Material for this task –
□ □ □ □
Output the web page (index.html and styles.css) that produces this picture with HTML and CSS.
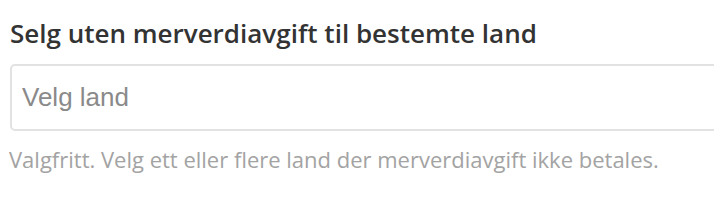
FILE: index.html
```html
<!DOCTYPE html>
<html lang="no">
<head>
<meta charset="utf-8">
<link rel="stylesheet" href="styles.css">
</head>
<body>
<div class="field">
  <label class="field-label" for="land">Selg uten merverdiavgift til bestemte land</label>
  <div class="select">
    <input id="land" class="select-input" type="text" placeholder="Velg land">
  </div>
  <p class="help">Valgfritt. Velg ett eller flere land der merverdiavgift ikke betales.</p>
</div>
</body>
</html>
```

FILE: styles.css
```css
html, body {
  margin: 0;
  padding: 0;
  background: #fff;
}
.field {
  padding: 15px 0 0 10px;
  display: flex;
  flex-direction: column;
}
.field-label {
  font-family: "Open Sans", sans-serif;
  font-weight: 600;
  font-size: 26px;
  line-height: 36px;
  color: #333;
}
.select {
  margin-top: 13px;
  width: 730px;
  box-sizing: border-box;
  height: 67px;
  border: 2px solid #e2e2e2;
  border-radius: 5px;
  display: flex;
  align-items: center;
  padding: 0 10px;
}
.select-input {
  border: none;
  outline: none;
  background: transparent;
  font-family: "Liberation Sans", Arial, sans-serif;
  font-size: 26px;
  color: #333;
  padding: 0;
  width: 100%;
}
.select-input::placeholder {
  color: #8a8a8a;
}
.help {
  margin: 13px 0 0 -1px;
  font-family: "Open Sans", sans-serif;
  font-size: 22px;
  line-height: 30px;
  color: #a3a3a3;
}
```
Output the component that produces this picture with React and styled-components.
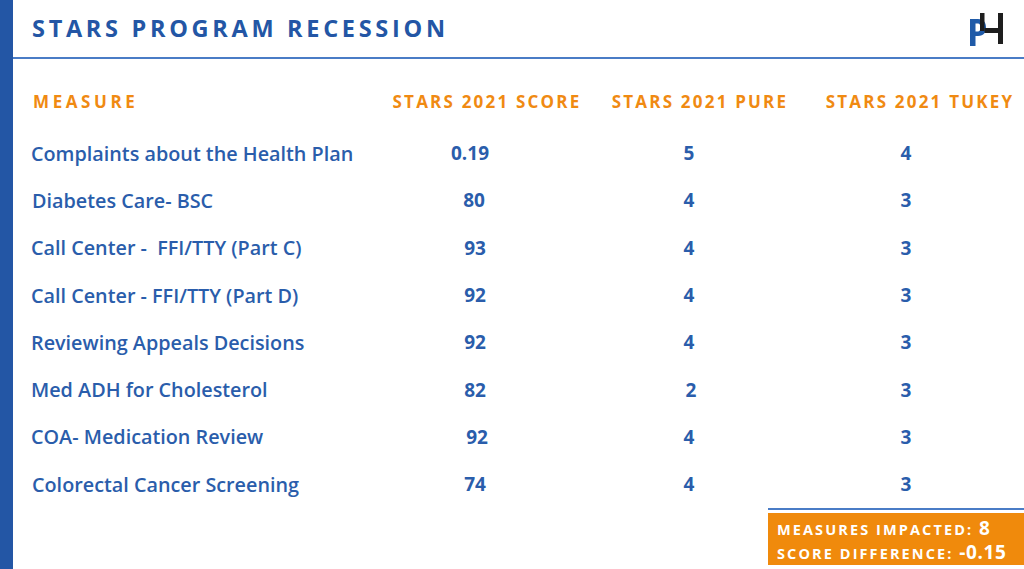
import React from "react";
import styled, { createGlobalStyle } from "styled-components";

const Global = createGlobalStyle`
  html, body { margin: 0; padding: 0; background: #fff; }
  body { font-family: "Open Sans", "Noto Sans", sans-serif; }
  * { box-sizing: border-box; }
`;

const Page = styled.div`
  width: 1024px;
  height: 569px;
  display: flex;
  overflow: hidden;
  background: #fff;
`;

const SideBar = styled.div`
  width: 13px;
  flex: none;
  background: #2356a5;
`;

const Main = styled.div`
  flex: 1;
  display: flex;
  flex-direction: column;
  min-width: 0;
`;

const Header = styled.header`
  height: 59px;
  flex: none;
  display: flex;
  align-items: center;
  justify-content: space-between;
  padding: 0 19px 2px 19px;
  border-bottom: 2px solid #4a7cc6;
`;

const Title = styled.h1`
  margin: 0;
  font-size: 23.5px;
  font-weight: 700;
  letter-spacing: 3.7px;
  color: #2356a5;
`;

const Logo = styled.svg`
  width: 45px;
  height: 45px;
  align-self: flex-start;
  margin-top: 8px;
  margin-right: 0;
`;

const Table = styled.div`
  display: grid;
  grid-template-columns: 365px 218px 208px 1fr;
  grid-template-rows: 52.5px;
  grid-auto-rows: 47.3px;
  align-items: center;
  margin-top: 18px;
`;

const HeadCell = styled.div`
  font-size: 17px;
  font-weight: 700;
  letter-spacing: ${(p) => (p.$left ? "3.6px" : "2.2px")};
  color: #f08a12;
  padding-left: ${(p) => (p.$left ? "20px" : p.$shift || "0px")};
  white-space: nowrap;
  height: 52px;
  display: flex;
  align-items: center;
  justify-content: ${(p) => (p.$left ? "flex-start" : "center")};
  align-self: start;
  margin-top: -2px;
`;

const NameCell = styled.div`
  font-size: 19.8px;
  font-weight: 600;
  color: #2a5dab;
  padding-left: ${(p) => p.$indent || "18px"};
  white-space: pre;
`;

const ValueCell = styled.div`
  font-size: 19px;
  font-weight: 700;
  color: #2a5dab;
  text-align: center;
  padding-right: ${(p) => p.$pad || "28px"};
`;

const Footer = styled.div`
  flex: 1;
  display: flex;
  justify-content: flex-end;
  align-items: flex-start;
  padding-top: 0;
`;

const Summary = styled.div`
  width: 256px;
  border-top: 2px solid #4a7cc6;
  padding-top: 3px;
`;

const SummaryBox = styled.div`
  background: #f08a0c;
  height: 52px;
  padding: 5px 0 0 9px;
  display: flex;
  flex-direction: column;
  justify-content: center;
`;

const SummaryLine = styled.div`
  color: #fff;
  font-size: 14.5px;
  font-weight: 700;
  letter-spacing: 2.1px;
  line-height: 23px;
  white-space: nowrap;
`;

const SummaryValue = styled.span`
  font-size: 19px;
  letter-spacing: 0.6px;
`;

const rows = [
  { name: "Complaints about the Health Plan", score: "0.19", pure: "5", tukey: "4", indent: "18px", sPad: "34px" },
  { name: "Diabetes Care- BSC", score: "80", pure: "4", tukey: "3", indent: "19px", sPad: "26px" },
  { name: "Call Center -  FFI/TTY (Part C)", score: "93", pure: "4", tukey: "3", indent: "18px", sPad: "24px" },
  { name: "Call Center - FFI/TTY (Part D)", score: "92", pure: "4", tukey: "3", indent: "18px", sPad: "24px" },
  { name: "Reviewing Appeals Decisions", score: "92", pure: "4", tukey: "3", indent: "18px", sPad: "24px" },
  { name: "Med ADH for Cholesterol", score: "82", pure: "2", tukey: "3", indent: "18px", sPad: "24px", pPad: "18px" },
  { name: "COA- Medication Review", score: "92", pure: "4", tukey: "3", indent: "18px", sPad: "20px" },
  { name: "Colorectal Cancer Screening", score: "74", pure: "4", tukey: "3", indent: "19px", sPad: "24px" },
];

function LogoMark() {
  return (
    <Logo viewBox="0 0 45 45">
      <rect x="10" y="11" width="5.5" height="27" fill="#1f5aa8" />
      <path d="M15 11 H18 C24 11 26 15 26 19.5 C26 24 24 28 18 28 H15 V23.5 H18 C19.5 23.5 20.5 22 20.5 19.5 C20.5 17 19.5 15.5 18 15.5 H15 Z" fill="#1f5aa8" />
      <rect x="20" y="5" width="4.5" height="18" fill="#1e1e1e" />
      <rect x="38" y="5" width="5" height="31" fill="#1e1e1e" />
      <rect x="24.5" y="20" width="13.5" height="5" fill="#1e1e1e" />
    </Logo>
  );
}

export default function App() {
  return (
    <Page>
      <Global />
      <SideBar />
      <Main>
        <Header>
          <Title>STARS PROGRAM RECESSION</Title>
          <LogoMark />
        </Header>
        <Table>
          <HeadCell $left>MEASURE</HeadCell>
          <HeadCell>STARS 2021 SCORE</HeadCell>
          <HeadCell>STARS 2021 PURE</HeadCell>
          <HeadCell $shift="12px">STARS 2021 TUKEY</HeadCell>
          {rows.map((r) => (
            <React.Fragment key={r.name}>
              <NameCell $indent={r.indent}>{r.name}</NameCell>
              <ValueCell $pad={r.sPad}>{r.score}</ValueCell>
              <ValueCell $pad={r.pPad || "22px"}>{r.pure}</ValueCell>
              <ValueCell $pad="16px">{r.tukey}</ValueCell>
            </React.Fragment>
          ))}
        </Table>
        <Footer>
          <Summary>
            <SummaryBox>
              <SummaryLine>
                MEASURES IMPACTED: <SummaryValue>8</SummaryValue>
              </SummaryLine>
              <SummaryLine>
                SCORE DIFFERENCE: <SummaryValue>-0.15</SummaryValue>
              </SummaryLine>
            </SummaryBox>
          </Summary>
        </Footer>
      </Main>
    </Page>
  );
}
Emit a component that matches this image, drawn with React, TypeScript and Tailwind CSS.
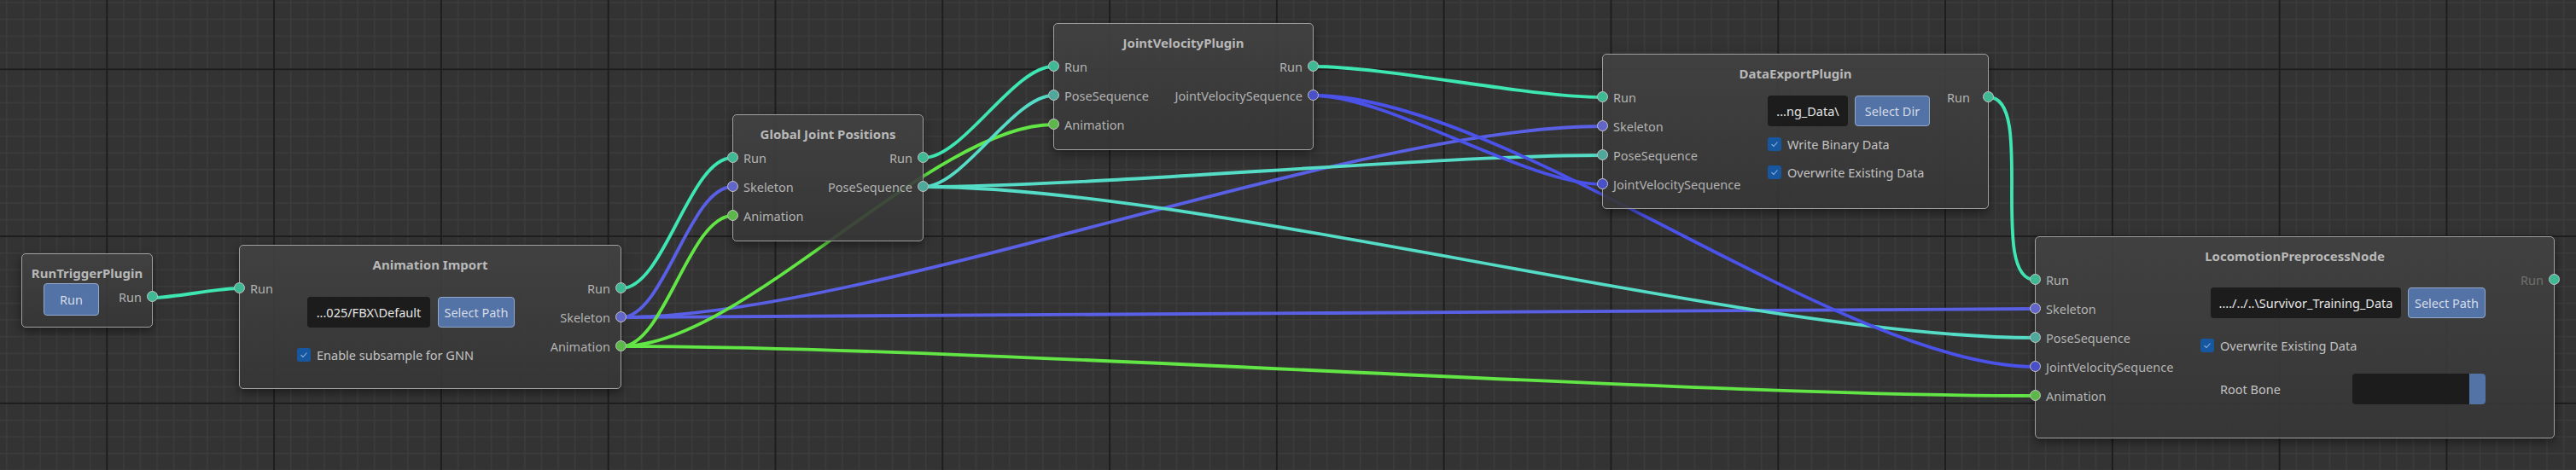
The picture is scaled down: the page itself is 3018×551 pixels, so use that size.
import React from "react";

type Wire = { x1: number; y1: number; x2: number; y2: number; color: string };

const RUN = "#3ee6b2";
const POSE = "#55dcc6";
const SKEL = "#5a60e6";
const ANIM = "#62e645";
const JVS = "#4b52ea";

const wires: Wire[] = [
  { x1: 179, y1: 349, x2: 280, y2: 338, color: RUN },
  { x1: 728, y1: 338, x2: 858, y2: 185, color: RUN },
  { x1: 728, y1: 372, x2: 858, y2: 219, color: SKEL },
  { x1: 728, y1: 372, x2: 1877, y2: 148, color: SKEL },
  { x1: 728, y1: 372, x2: 2384, y2: 362, color: SKEL },
  { x1: 728, y1: 406, x2: 858, y2: 253, color: ANIM },
  { x1: 728, y1: 406, x2: 1234, y2: 146, color: ANIM },
  { x1: 728, y1: 406, x2: 2384, y2: 464, color: ANIM },
  { x1: 1082, y1: 185, x2: 1234, y2: 78, color: RUN },
  { x1: 1082, y1: 219, x2: 1234, y2: 112, color: POSE },
  { x1: 1082, y1: 219, x2: 1877, y2: 182, color: POSE },
  { x1: 1082, y1: 219, x2: 2384, y2: 396, color: POSE },
  { x1: 1539, y1: 78, x2: 1877, y2: 114, color: RUN },
  { x1: 1539, y1: 112, x2: 1877, y2: 216, color: JVS },
  { x1: 1539, y1: 112, x2: 2384, y2: 430, color: JVS },
  { x1: 2330, y1: 114, x2: 2384, y2: 328, color: RUN },
];

function wirePath(w: Wire) {
  const len = Math.hypot(w.x2 - w.x1, w.y2 - w.y1);
  const c = len * 0.25;
  return `M ${w.x1} ${w.y1} C ${w.x1 + c} ${w.y1}, ${w.x2 - c} ${w.y2}, ${w.x2} ${w.y2}`;
}

function Canvas() {
  return (
    <svg className="absolute left-0 top-0" width="3018" height="551">
      <defs>
        <pattern id="minor" x="7.07" y="2.26" width="19.58" height="19.58" patternUnits="userSpaceOnUse">
          <rect x="0" y="0" width="1.5" height="19.58" fill="#3c3c3c" />
          <rect x="0" y="0" width="19.58" height="1.5" fill="#3c3c3c" />
        </pattern>
        <pattern id="major" x="124.3" y="80.3" width="195.8" height="195.8" patternUnits="userSpaceOnUse">
          <rect x="0" y="0" width="2" height="195.8" fill="#1d1d1d" />
          <rect x="0" y="0" width="195.8" height="2" fill="#1d1d1d" />
        </pattern>
      </defs>
      <rect width="3018" height="551" fill="#333333" />
      <rect width="3018" height="551" fill="url(#minor)" />
      <rect width="3018" height="551" fill="url(#major)" />
      {wires.map((w, i) => (
        <path key={i} d={wirePath(w)} fill="none" stroke={w.color} strokeWidth={3.8} strokeLinecap="round" />
      ))}
    </svg>
  );
}

function InPort({ label, dot }: { label: string; dot: string }) {
  return (
    <div className="relative flex h-[34px] items-center pl-[12px] whitespace-nowrap">
      <span className={`absolute -left-[7px] top-[10px] h-[13px] w-[13px] rounded-full border border-[#c4c4c4] ${dot}`} />
      {label}
    </div>
  );
}

function OutPort({ label, dot, pad = "pr-[12px]", dim = false }: { label: string; dot: string; pad?: string; dim?: boolean }) {
  return (
    <div className={`relative flex h-[34px] items-center justify-end whitespace-nowrap ${pad} ${dim ? "text-[#6f6f6f]" : ""}`}>
      {label}
      <span className={`absolute -right-[7px] top-[10px] h-[13px] w-[13px] rounded-full border border-[#c4c4c4] ${dot}`} />
    </div>
  );
}

const dotRun = "bg-[#3fb894]";
const dotPose = "bg-[#4fa89c]";
const dotSkel = "bg-[#6266c8]";
const dotAnim = "bg-[#5cb84a]";
const dotJvs = "bg-[#4950c8]";

function Title({ text }: { text: string }) {
  return (
    <div className="h-[33px] pt-[12px] text-center text-[15px] leading-[20px] font-bold text-[#b8b8b8] whitespace-nowrap">
      {text}
    </div>
  );
}

function Check({ label }: { label: string }) {
  return (
    <div className="flex h-[20px] items-center gap-[7px] whitespace-nowrap text-[#c2c2c2]">
      <span className="flex h-[16px] w-[16px] items-center justify-center rounded-[3px] bg-[#16579f]">
        <svg width="12" height="12" viewBox="0 0 12 12">
          <path d="M2.5 6.2 L5 8.5 L9.5 3.5" fill="none" stroke="#8fb3e0" strokeWidth="1.1" />
        </svg>
      </span>
      {label}
    </div>
  );
}

function Field({ text, w }: { text: string; w: string }) {
  return (
    <div className={`flex h-[36px] items-center justify-center rounded-[4px] bg-[#1c1c1c] text-[#e6e6e6] whitespace-nowrap ${w}`}>
      {text}
    </div>
  );
}

function Btn({ text, w }: { text: string; w: string }) {
  return (
    <div className={`flex h-[36px] items-center justify-center rounded-[4px] border border-[#93a8ca] bg-[#5372a6] text-[#d4dbe6] whitespace-nowrap ${w}`}>
      {text}
    </div>
  );
}

const nodeBase =
  "absolute rounded-[5px] border border-[#a0a0a0] bg-[linear-gradient(180deg,rgba(66,66,66,0.9),rgba(54,54,54,0.9))] shadow-[0_4px_12px_rgba(0,0,0,0.45)] text-[14.5px] leading-[20px] text-[#b2b2b2]";

export default function App() {
  return (
    <div className="relative h-[551px] w-[3018px] overflow-hidden bg-[#333333] font-['Noto_Sans','Open_Sans',sans-serif]">
      <Canvas />

      {/* RunTriggerPlugin */}
      <div className={`${nodeBase} left-[25px] top-[297px] h-[87px] w-[154px]`}>
        <Title text="RunTriggerPlugin" />
        <div className="flex items-start">
          <div className="pl-[25px] pt-[1px]">
            <Btn text="Run" w="w-[65px] h-[38px]" />
          </div>
          <div className="flex-1">
            <OutPort label="Run" dot={dotRun} />
          </div>
        </div>
      </div>

      {/* Animation Import */}
      <div className={`${nodeBase} left-[280px] top-[287px] h-[169px] w-[448px]`}>
        <Title text="Animation Import" />
        <div className="flex items-start">
          <div className="w-[60px]">
            <InPort label="Run" dot={dotRun} />
          </div>
          <div className="flex flex-1 flex-col pl-[7px] pt-[27px]">
            <div className="ml-[12px] flex gap-[9px]">
              <Field text={"...025/FBX\\Default"} w="w-[144px]" />
              <Btn text="Select Path" w="w-[90px]" />
            </div>
            <div className="mt-[22px]">
              <Check label="Enable subsample for GNN" />
            </div>
          </div>
          <div>
            <OutPort label="Run" dot={dotRun} />
            <OutPort label="Skeleton" dot={dotSkel} />
            <OutPort label="Animation" dot={dotAnim} />
          </div>
        </div>
      </div>

      {/* Global Joint Positions */}
      <div className={`${nodeBase} left-[858px] top-[134px] h-[149px] w-[224px]`}>
        <Title text="Global Joint Positions" />
        <div className="flex items-start justify-between">
          <div>
            <InPort label="Run" dot={dotRun} />
            <InPort label="Skeleton" dot={dotSkel} />
            <InPort label="Animation" dot={dotAnim} />
          </div>
          <div>
            <OutPort label="Run" dot={dotRun} />
            <OutPort label="PoseSequence" dot={dotPose} />
          </div>
        </div>
      </div>

      {/* JointVelocityPlugin */}
      <div className={`${nodeBase} left-[1234px] top-[27px] h-[149px] w-[305px]`}>
        <Title text="JointVelocityPlugin" />
        <div className="flex items-start justify-between">
          <div>
            <InPort label="Run" dot={dotRun} />
            <InPort label="PoseSequence" dot={dotPose} />
            <InPort label="Animation" dot={dotAnim} />
          </div>
          <div>
            <OutPort label="Run" dot={dotRun} />
            <OutPort label="JointVelocitySequence" dot={dotJvs} />
          </div>
        </div>
      </div>

      {/* DataExportPlugin */}
      <div className={`${nodeBase} left-[1877px] top-[63px] h-[182px] w-[453px]`}>
        <Title text="DataExportPlugin" />
        <div className="flex items-start">
          <div className="w-[180px]">
            <InPort label="Run" dot={dotRun} />
            <InPort label="Skeleton" dot={dotSkel} />
            <InPort label="PoseSequence" dot={dotPose} />
            <InPort label="JointVelocitySequence" dot={dotJvs} />
          </div>
          <div className="flex flex-1 flex-col pl-[13px] pt-[15px]">
            <div className="flex gap-[8px]">
              <Field text={"...ng_Data\\"} w="w-[94px]" />
              <Btn text="Select Dir" w="w-[88px]" />
            </div>
            <div className="mt-[11px] flex flex-col gap-[13px]">
              <Check label="Write Binary Data" />
              <Check label="Overwrite Existing Data" />
            </div>
          </div>
          <div>
            <OutPort label="Run" dot={dotRun} pad="pr-[21px]" />
          </div>
        </div>
      </div>

      {/* LocomotionPreprocessNode */}
      <div className={`${nodeBase} left-[2384px] top-[277px] h-[237px] w-[609px]`}>
        <Title text="LocomotionPreprocessNode" />
        <div className="flex items-start">
          <div className="w-[180px]">
            <InPort label="Run" dot={dotRun} />
            <InPort label="Skeleton" dot={dotSkel} />
            <InPort label="PoseSequence" dot={dotPose} />
            <InPort label="JointVelocitySequence" dot={dotJvs} />
            <InPort label="Animation" dot={dotAnim} />
          </div>
          <div className="flex flex-1 flex-col pt-[26px]">
            <div className="ml-[25px] flex gap-[8px]">
              <Field text={"..../../..\\Survivor_Training_Data"} w="w-[223px]" />
              <Btn text="Select Path" w="w-[91px]" />
            </div>
            <div className="ml-[13px] mt-[22px]">
              <Check label="Overwrite Existing Data" />
            </div>
            <div className="ml-[36px] mt-[23px] flex h-[36px] items-center">
              <span className="w-[155px] text-[#c2c2c2]">Root Bone</span>
              <div className="flex h-[36px] w-[156px] overflow-hidden rounded-[4px] bg-[#1c1c1c]">
                <div className="flex-1" />
                <div className="w-[19px] bg-[#5372a6]" />
              </div>
            </div>
          </div>
          <div>
            <OutPort label="Run" dot={dotRun} dim />
          </div>
        </div>
      </div>
    </div>
  );
}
□ □ □ □
Instructions for the task – Copy out precisely the lines from the line with "The picture is" to the line with "number; y1: number;" in the material above, including those two lines and omitting all the rest.

Expected answer –
The picture is scaled down: the page itself is 3018×551 pixels, so use that size.
import React from "react";

type Wire = { x1: number; y1: number; x2: number; y2: number; color: string };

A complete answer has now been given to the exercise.